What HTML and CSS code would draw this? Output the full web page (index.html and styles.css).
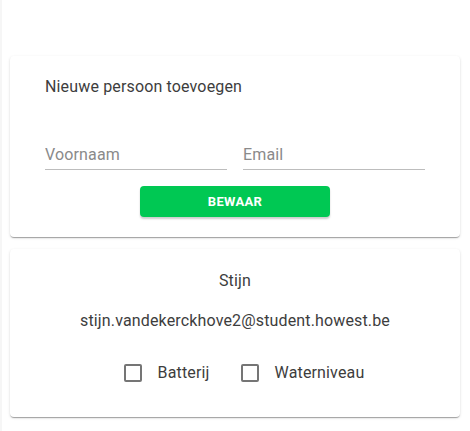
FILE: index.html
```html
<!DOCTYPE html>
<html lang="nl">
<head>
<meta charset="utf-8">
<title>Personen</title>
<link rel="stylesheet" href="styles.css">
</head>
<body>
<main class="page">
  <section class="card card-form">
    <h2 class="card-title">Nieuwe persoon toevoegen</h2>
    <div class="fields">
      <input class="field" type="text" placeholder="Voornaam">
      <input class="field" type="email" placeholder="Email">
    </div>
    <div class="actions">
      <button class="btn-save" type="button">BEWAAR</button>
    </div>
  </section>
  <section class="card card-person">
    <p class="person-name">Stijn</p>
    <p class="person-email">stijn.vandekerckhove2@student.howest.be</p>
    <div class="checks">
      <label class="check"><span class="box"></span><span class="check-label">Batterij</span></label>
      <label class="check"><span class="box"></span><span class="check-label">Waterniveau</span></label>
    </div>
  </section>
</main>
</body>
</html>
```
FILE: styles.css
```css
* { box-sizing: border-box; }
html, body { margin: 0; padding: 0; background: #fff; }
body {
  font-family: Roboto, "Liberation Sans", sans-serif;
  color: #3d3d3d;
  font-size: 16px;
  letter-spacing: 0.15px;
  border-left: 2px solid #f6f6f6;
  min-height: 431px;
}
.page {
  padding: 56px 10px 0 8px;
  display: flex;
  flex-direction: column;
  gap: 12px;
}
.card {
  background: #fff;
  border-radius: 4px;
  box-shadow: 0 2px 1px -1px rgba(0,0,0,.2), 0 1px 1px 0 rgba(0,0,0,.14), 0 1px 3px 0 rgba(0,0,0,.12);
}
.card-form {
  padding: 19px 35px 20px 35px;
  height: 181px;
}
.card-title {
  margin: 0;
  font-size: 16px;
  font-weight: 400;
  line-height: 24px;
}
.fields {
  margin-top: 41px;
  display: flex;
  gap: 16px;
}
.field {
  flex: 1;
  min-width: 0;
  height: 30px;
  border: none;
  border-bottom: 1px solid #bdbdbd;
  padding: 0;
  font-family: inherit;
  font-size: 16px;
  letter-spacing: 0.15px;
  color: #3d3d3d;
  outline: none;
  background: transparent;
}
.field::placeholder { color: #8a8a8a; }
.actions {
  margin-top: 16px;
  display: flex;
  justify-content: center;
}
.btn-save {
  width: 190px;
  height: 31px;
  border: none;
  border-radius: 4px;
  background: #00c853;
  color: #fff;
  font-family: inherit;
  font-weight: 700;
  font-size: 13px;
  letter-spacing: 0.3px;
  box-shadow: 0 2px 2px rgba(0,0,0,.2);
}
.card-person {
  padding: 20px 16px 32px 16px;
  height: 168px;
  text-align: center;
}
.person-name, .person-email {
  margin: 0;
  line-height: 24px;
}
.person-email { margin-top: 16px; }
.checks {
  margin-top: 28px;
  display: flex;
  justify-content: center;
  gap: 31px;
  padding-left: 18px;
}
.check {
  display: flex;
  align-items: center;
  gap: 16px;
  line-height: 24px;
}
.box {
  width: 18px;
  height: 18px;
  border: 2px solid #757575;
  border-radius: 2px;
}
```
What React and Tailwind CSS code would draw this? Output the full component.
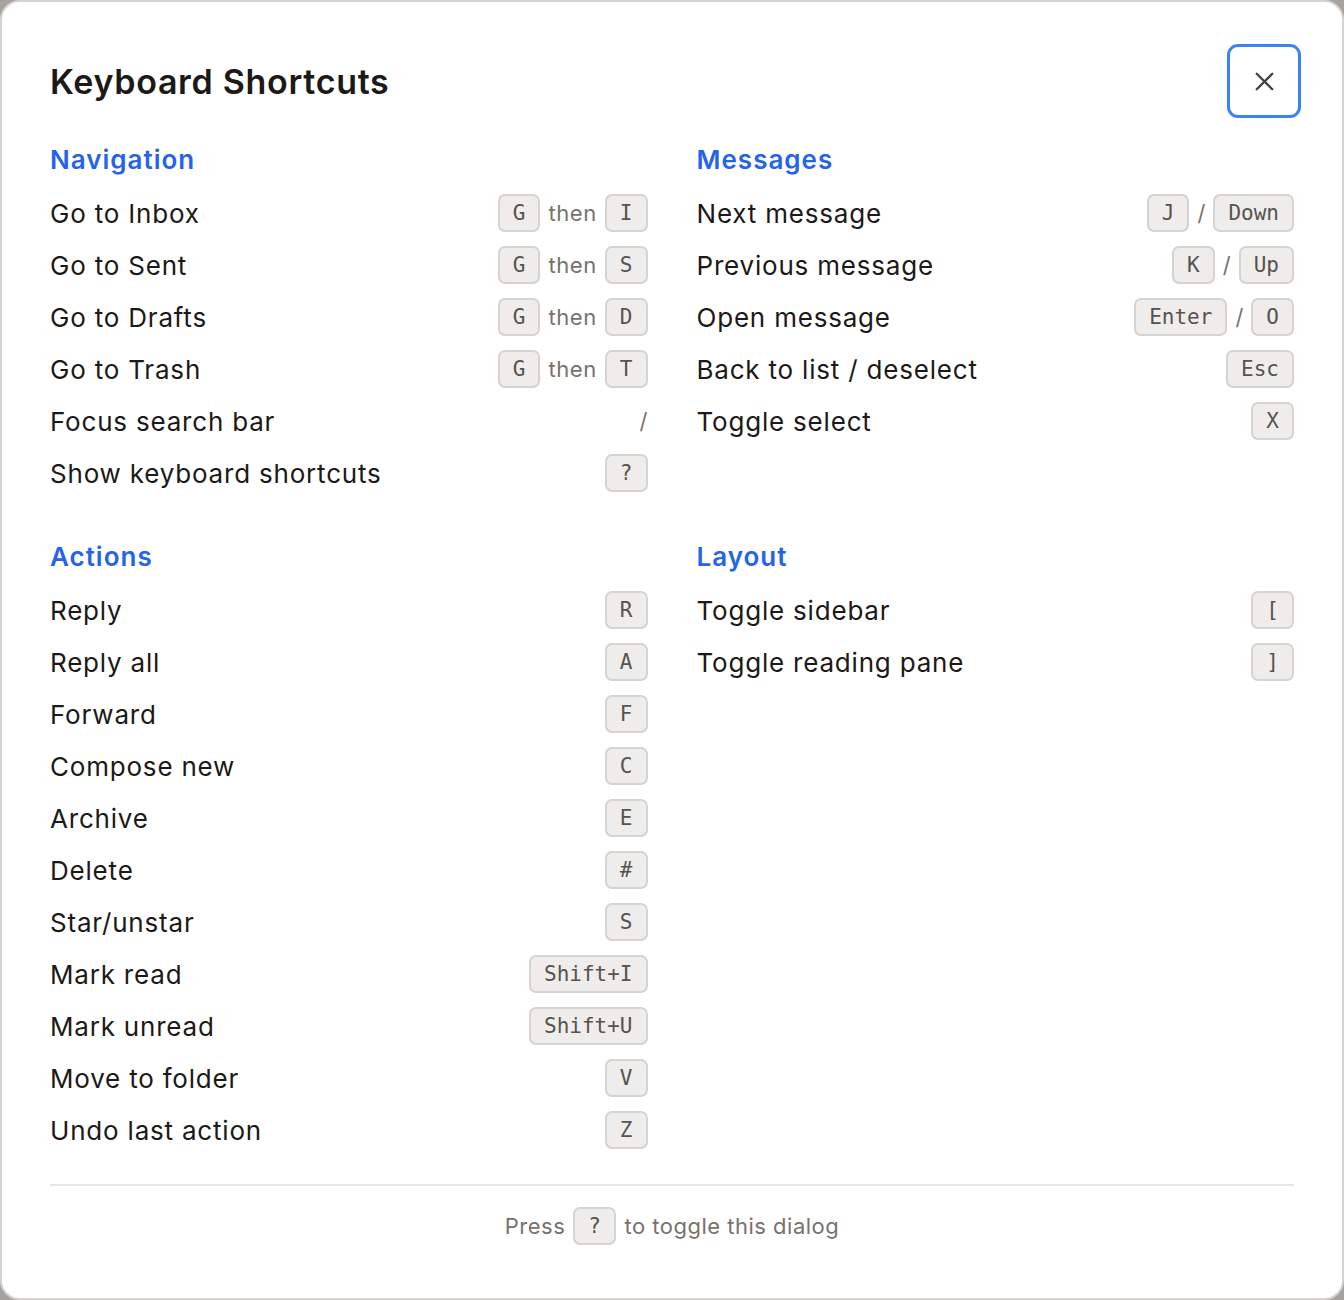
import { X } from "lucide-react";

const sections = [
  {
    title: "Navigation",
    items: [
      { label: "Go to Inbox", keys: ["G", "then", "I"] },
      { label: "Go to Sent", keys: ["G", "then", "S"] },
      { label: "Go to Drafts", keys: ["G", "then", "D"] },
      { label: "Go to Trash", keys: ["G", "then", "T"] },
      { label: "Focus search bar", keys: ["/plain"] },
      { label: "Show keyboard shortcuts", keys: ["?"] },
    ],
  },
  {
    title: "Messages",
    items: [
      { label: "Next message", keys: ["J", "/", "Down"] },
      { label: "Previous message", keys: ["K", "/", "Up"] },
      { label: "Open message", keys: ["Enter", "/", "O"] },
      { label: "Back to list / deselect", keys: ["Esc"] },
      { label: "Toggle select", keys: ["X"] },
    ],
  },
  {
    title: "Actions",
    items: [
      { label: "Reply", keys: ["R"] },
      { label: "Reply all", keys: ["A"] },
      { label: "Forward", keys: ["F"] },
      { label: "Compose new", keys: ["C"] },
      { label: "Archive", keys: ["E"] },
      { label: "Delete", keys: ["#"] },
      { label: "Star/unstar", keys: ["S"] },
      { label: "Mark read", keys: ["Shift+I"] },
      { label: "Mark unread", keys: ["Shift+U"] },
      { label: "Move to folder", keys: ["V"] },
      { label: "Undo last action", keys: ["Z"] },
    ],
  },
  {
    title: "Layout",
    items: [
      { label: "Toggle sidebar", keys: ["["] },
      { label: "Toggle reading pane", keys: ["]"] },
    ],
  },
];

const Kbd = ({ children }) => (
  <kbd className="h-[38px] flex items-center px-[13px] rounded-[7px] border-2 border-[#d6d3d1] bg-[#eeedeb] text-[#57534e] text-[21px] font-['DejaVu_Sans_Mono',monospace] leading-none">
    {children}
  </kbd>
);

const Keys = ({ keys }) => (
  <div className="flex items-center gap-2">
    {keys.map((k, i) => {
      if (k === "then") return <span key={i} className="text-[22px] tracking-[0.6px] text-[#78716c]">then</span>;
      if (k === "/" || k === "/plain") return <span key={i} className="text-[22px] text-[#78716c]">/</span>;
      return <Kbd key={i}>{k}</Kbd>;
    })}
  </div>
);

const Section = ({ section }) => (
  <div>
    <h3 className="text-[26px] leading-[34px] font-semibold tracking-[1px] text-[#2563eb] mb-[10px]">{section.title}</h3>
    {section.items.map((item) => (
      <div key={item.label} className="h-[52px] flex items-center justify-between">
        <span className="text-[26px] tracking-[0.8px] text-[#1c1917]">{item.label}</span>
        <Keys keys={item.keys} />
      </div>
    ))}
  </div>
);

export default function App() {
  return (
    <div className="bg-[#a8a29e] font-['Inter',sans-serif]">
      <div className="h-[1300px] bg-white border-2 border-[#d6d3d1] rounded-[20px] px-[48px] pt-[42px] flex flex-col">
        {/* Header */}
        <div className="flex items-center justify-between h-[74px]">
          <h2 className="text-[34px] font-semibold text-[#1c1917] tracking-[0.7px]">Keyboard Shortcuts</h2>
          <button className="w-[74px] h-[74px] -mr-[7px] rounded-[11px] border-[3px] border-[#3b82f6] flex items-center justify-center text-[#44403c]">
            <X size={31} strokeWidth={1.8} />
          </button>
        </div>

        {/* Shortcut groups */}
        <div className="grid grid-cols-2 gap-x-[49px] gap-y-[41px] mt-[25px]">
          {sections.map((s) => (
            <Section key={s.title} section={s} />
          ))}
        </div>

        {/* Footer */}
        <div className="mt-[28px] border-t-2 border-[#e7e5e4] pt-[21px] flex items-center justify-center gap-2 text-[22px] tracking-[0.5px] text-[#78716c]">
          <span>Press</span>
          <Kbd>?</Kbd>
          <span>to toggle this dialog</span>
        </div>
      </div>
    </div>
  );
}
..........
--- THE TASK ---
Copy the records above exactly. The pictures are not part of the copy.

--- ANSWER TO THIS TASK ---
What HTML and CSS code would draw this? Output the full web page (index.html and styles.css).
FILE: index.html
```html
<!DOCTYPE html>
<html lang="nl">
<head>
<meta charset="utf-8">
<title>Personen</title>
<link rel="stylesheet" href="styles.css">
</head>
<body>
<main class="page">
  <section class="card card-form">
    <h2 class="card-title">Nieuwe persoon toevoegen</h2>
    <div class="fields">
      <input class="field" type="text" placeholder="Voornaam">
      <input class="field" type="email" placeholder="Email">
    </div>
    <div class="actions">
      <button class="btn-save" type="button">BEWAAR</button>
    </div>
  </section>
  <section class="card card-person">
    <p class="person-name">Stijn</p>
    <p class="person-email">stijn.vandekerckhove2@student.howest.be</p>
    <div class="checks">
      <label class="check"><span class="box"></span><span class="check-label">Batterij</span></label>
      <label class="check"><span class="box"></span><span class="check-label">Waterniveau</span></label>
    </div>
  </section>
</main>
</body>
</html>
```
FILE: styles.css
```css
* { box-sizing: border-box; }
html, body { margin: 0; padding: 0; background: #fff; }
body {
  font-family: Roboto, "Liberation Sans", sans-serif;
  color: #3d3d3d;
  font-size: 16px;
  letter-spacing: 0.15px;
  border-left: 2px solid #f6f6f6;
  min-height: 431px;
}
.page {
  padding: 56px 10px 0 8px;
  display: flex;
  flex-direction: column;
  gap: 12px;
}
.card {
  background: #fff;
  border-radius: 4px;
  box-shadow: 0 2px 1px -1px rgba(0,0,0,.2), 0 1px 1px 0 rgba(0,0,0,.14), 0 1px 3px 0 rgba(0,0,0,.12);
}
.card-form {
  padding: 19px 35px 20px 35px;
  height: 181px;
}
.card-title {
  margin: 0;
  font-size: 16px;
  font-weight: 400;
  line-height: 24px;
}
.fields {
  margin-top: 41px;
  display: flex;
  gap: 16px;
}
.field {
  flex: 1;
  min-width: 0;
  height: 30px;
  border: none;
  border-bottom: 1px solid #bdbdbd;
  padding: 0;
  font-family: inherit;
  font-size: 16px;
  letter-spacing: 0.15px;
  color: #3d3d3d;
  outline: none;
  background: transparent;
}
.field::placeholder { color: #8a8a8a; }
.actions {
  margin-top: 16px;
  display: flex;
  justify-content: center;
}
.btn-save {
  width: 190px;
  height: 31px;
  border: none;
  border-radius: 4px;
  background: #00c853;
  color: #fff;
  font-family: inherit;
  font-weight: 700;
  font-size: 13px;
  letter-spacing: 0.3px;
  box-shadow: 0 2px 2px rgba(0,0,0,.2);
}
.card-person {
  padding: 20px 16px 32px 16px;
  height: 168px;
  text-align: center;
}
.person-name, .person-email {
  margin: 0;
  line-height: 24px;
}
.person-email { margin-top: 16px; }
.checks {
  margin-top: 28px;
  display: flex;
  justify-content: center;
  gap: 31px;
  padding-left: 18px;
}
.check {
  display: flex;
  align-items: center;
  gap: 16px;
  line-height: 24px;
}
.box {
  width: 18px;
  height: 18px;
  border: 2px solid #757575;
  border-radius: 2px;
}
```
What React and Tailwind CSS code would draw this? Output the full component.
import { X } from "lucide-react";

const sections = [
  {
    title: "Navigation",
    items: [
      { label: "Go to Inbox", keys: ["G", "then", "I"] },
      { label: "Go to Sent", keys: ["G", "then", "S"] },
      { label: "Go to Drafts", keys: ["G", "then", "D"] },
      { label: "Go to Trash", keys: ["G", "then", "T"] },
      { label: "Focus search bar", keys: ["/plain"] },
      { label: "Show keyboard shortcuts", keys: ["?"] },
    ],
  },
  {
    title: "Messages",
    items: [
      { label: "Next message", keys: ["J", "/", "Down"] },
      { label: "Previous message", keys: ["K", "/", "Up"] },
      { label: "Open message", keys: ["Enter", "/", "O"] },
      { label: "Back to list / deselect", keys: ["Esc"] },
      { label: "Toggle select", keys: ["X"] },
    ],
  },
  {
    title: "Actions",
    items: [
      { label: "Reply", keys: ["R"] },
      { label: "Reply all", keys: ["A"] },
      { label: "Forward", keys: ["F"] },
      { label: "Compose new", keys: ["C"] },
      { label: "Archive", keys: ["E"] },
      { label: "Delete", keys: ["#"] },
      { label: "Star/unstar", keys: ["S"] },
      { label: "Mark read", keys: ["Shift+I"] },
      { label: "Mark unread", keys: ["Shift+U"] },
      { label: "Move to folder", keys: ["V"] },
      { label: "Undo last action", keys: ["Z"] },
    ],
  },
  {
    title: "Layout",
    items: [
      { label: "Toggle sidebar", keys: ["["] },
      { label: "Toggle reading pane", keys: ["]"] },
    ],
  },
];

const Kbd = ({ children }) => (
  <kbd className="h-[38px] flex items-center px-[13px] rounded-[7px] border-2 border-[#d6d3d1] bg-[#eeedeb] text-[#57534e] text-[21px] font-['DejaVu_Sans_Mono',monospace] leading-none">
    {children}
  </kbd>
);

const Keys = ({ keys }) => (
  <div className="flex items-center gap-2">
    {keys.map((k, i) => {
      if (k === "then") return <span key={i} className="text-[22px] tracking-[0.6px] text-[#78716c]">then</span>;
      if (k === "/" || k === "/plain") return <span key={i} className="text-[22px] text-[#78716c]">/</span>;
      return <Kbd key={i}>{k}</Kbd>;
    })}
  </div>
);

const Section = ({ section }) => (
  <div>
    <h3 className="text-[26px] leading-[34px] font-semibold tracking-[1px] text-[#2563eb] mb-[10px]">{section.title}</h3>
    {section.items.map((item) => (
      <div key={item.label} className="h-[52px] flex items-center justify-between">
        <span className="text-[26px] tracking-[0.8px] text-[#1c1917]">{item.label}</span>
        <Keys keys={item.keys} />
      </div>
    ))}
  </div>
);

export default function App() {
  return (
    <div className="bg-[#a8a29e] font-['Inter',sans-serif]">
      <div className="h-[1300px] bg-white border-2 border-[#d6d3d1] rounded-[20px] px-[48px] pt-[42px] flex flex-col">
        {/* Header */}
        <div className="flex items-center justify-between h-[74px]">
          <h2 className="text-[34px] font-semibold text-[#1c1917] tracking-[0.7px]">Keyboard Shortcuts</h2>
          <button className="w-[74px] h-[74px] -mr-[7px] rounded-[11px] border-[3px] border-[#3b82f6] flex items-center justify-center text-[#44403c]">
            <X size={31} strokeWidth={1.8} />
          </button>
        </div>

        {/* Shortcut groups */}
        <div className="grid grid-cols-2 gap-x-[49px] gap-y-[41px] mt-[25px]">
          {sections.map((s) => (
            <Section key={s.title} section={s} />
          ))}
        </div>

        {/* Footer */}
        <div className="mt-[28px] border-t-2 border-[#e7e5e4] pt-[21px] flex items-center justify-center gap-2 text-[22px] tracking-[0.5px] text-[#78716c]">
          <span>Press</span>
          <Kbd>?</Kbd>
          <span>to toggle this dialog</span>
        </div>
      </div>
    </div>
  );
}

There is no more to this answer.